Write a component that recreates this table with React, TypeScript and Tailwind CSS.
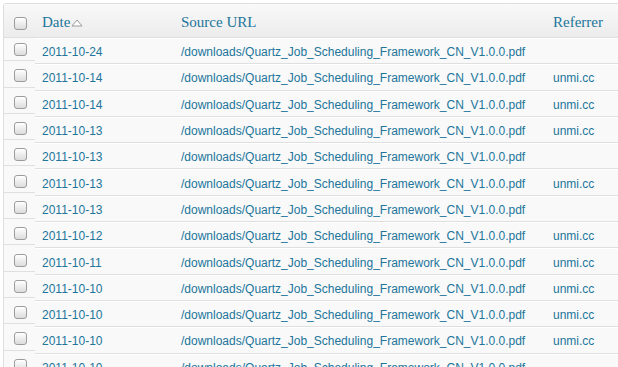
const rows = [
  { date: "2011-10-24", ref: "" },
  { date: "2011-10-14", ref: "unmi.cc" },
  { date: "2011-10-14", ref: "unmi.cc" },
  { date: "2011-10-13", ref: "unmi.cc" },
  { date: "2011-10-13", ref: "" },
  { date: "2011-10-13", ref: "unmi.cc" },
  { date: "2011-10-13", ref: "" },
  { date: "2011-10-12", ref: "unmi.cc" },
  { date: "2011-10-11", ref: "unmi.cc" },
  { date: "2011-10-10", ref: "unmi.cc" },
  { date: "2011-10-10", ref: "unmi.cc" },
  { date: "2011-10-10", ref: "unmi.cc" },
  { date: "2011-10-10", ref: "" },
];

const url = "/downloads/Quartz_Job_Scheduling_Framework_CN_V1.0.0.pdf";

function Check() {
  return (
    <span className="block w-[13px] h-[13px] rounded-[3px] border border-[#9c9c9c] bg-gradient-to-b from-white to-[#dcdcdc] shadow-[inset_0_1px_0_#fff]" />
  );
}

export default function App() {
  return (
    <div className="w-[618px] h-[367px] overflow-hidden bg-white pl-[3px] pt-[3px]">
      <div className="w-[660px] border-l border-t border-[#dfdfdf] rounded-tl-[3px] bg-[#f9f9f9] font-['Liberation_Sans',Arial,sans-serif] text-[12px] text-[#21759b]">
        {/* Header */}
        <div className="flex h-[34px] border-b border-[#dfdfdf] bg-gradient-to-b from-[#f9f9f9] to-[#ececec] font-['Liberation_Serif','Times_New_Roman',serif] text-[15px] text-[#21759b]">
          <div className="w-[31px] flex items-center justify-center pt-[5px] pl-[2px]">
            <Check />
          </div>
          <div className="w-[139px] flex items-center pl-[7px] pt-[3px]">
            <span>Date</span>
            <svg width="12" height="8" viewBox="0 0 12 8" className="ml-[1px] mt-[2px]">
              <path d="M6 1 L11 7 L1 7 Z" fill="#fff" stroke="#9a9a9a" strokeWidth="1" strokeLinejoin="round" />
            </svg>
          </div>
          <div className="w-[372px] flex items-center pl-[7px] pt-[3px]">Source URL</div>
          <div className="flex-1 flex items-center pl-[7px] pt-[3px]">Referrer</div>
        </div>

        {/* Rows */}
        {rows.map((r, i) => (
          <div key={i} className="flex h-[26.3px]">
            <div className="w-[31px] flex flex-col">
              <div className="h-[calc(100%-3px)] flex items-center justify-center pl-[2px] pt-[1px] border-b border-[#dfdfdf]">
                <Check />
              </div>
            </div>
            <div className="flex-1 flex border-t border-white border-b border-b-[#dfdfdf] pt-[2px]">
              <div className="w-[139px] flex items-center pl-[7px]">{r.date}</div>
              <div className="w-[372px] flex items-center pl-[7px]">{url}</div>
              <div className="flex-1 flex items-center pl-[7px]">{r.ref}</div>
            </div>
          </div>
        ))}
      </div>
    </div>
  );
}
---
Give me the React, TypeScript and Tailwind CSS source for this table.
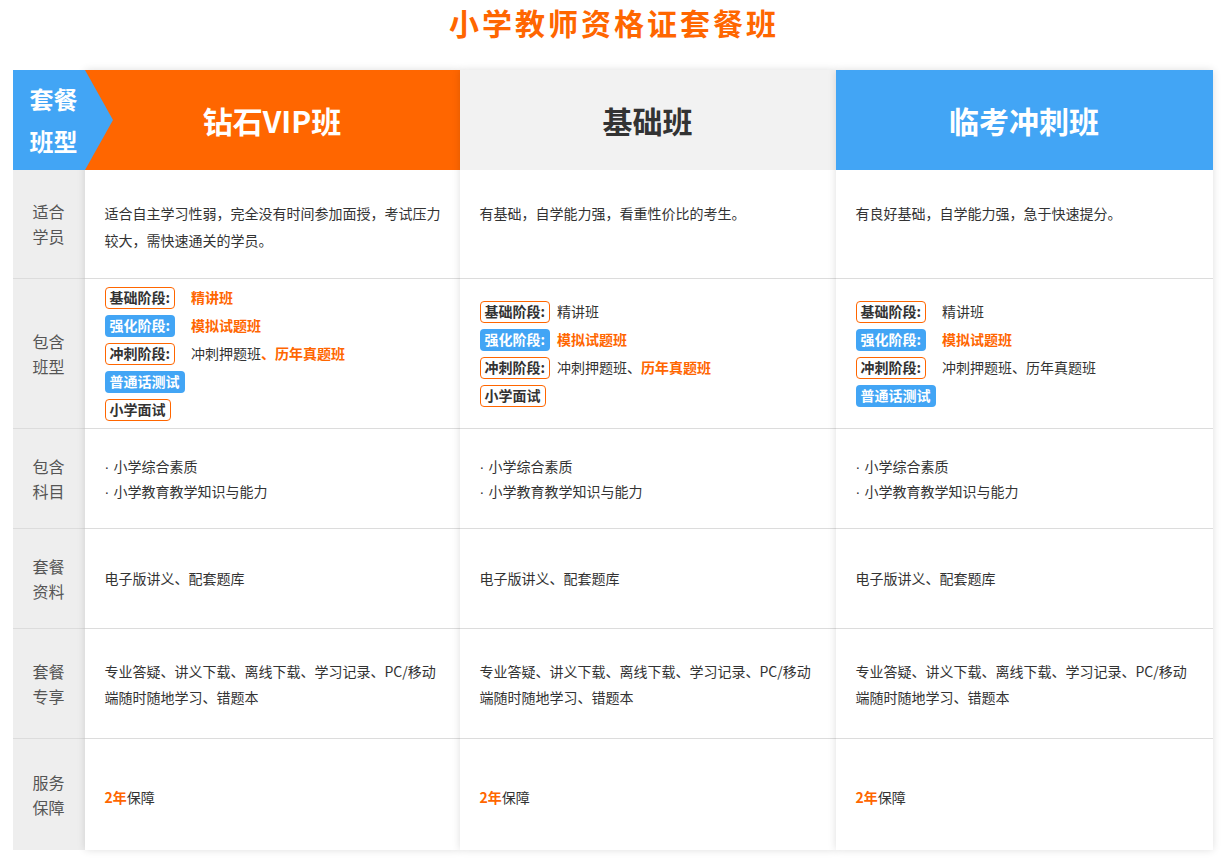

### Task statement
List the lines that contain the word "table".

### Response for this exercise
Write a component that recreates this table with React, TypeScript and Tailwind CSS.
Give me the React, TypeScript and Tailwind CSS source for this table.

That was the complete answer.